First of all you want to place the gammon in a large but snug-fitting pot. Cover it with water, then throw in your veg, bay leaves, peppercorns and bouquet garni. Peel the zest from the oranges and add to the water, then squeeze the juice in and add the salt. 
Bring to the boil, then turn the heat down and simmer for an hour and a quarter with a lid on, skimming when need be. Remove from the heat and allow to cool for half an hour in the broth. This will allow the flavours to really penetrate the meat. Discard the vegetables from the broth, but keep the broth for making minestrone-type soups, it will freeze well for use another day.
Preheat the oven to 170°C/325°F/gas 3. Carefully remove the meat to a board and, using a knife, take off the skin. Depending on the breed and quality of the pig, you should have a nice layer of fat.
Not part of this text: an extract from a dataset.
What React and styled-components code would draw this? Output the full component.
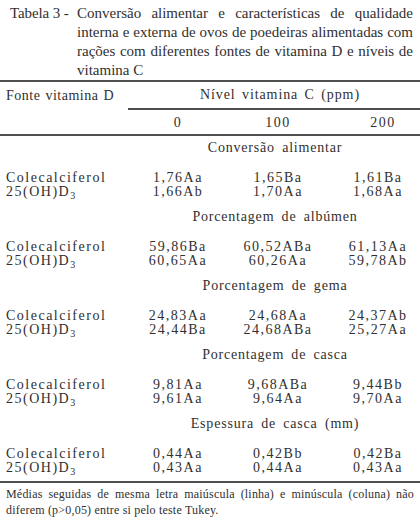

Remove some of the fat as well, to leave you with about 1cm/half inch. The extra fat can be kept in the freezer for roasting with potatoes another time. Score the fat left on the meat in a criss-cross fashion, and while it is moist, season it generously with the ground black pepper. Place the meat in a roasting tray and roast for 20 minutes until the fat renders and becomes slightly crispy.
Remove from the oven, stir up the marmalade to loosen, then smear and rub it all over the meat with the rosemary. Place back in the oven for about 1 hour and baste frequently until beautifully golden and crisp. Serve as you would a roast dinner or as part of a picnic."


----------



## Haggis (Aug 12, 2005)

Grabbed this recipe off his website a bit ago, looked very interesting. Was thinking of doing it as part of a traditional english/scottish christmas...but then I realised its only me and my Mom for Christmas this year and as much as we love ham...well, you can't love it that much :P.


----------



## Ishbel (Aug 12, 2005)

I've done it as a Sunday lunch (makes a change from beef, lamb, pork or chicken!)   It's a great recipe.  Lots of meat, and lots left over for sarnies later!


----------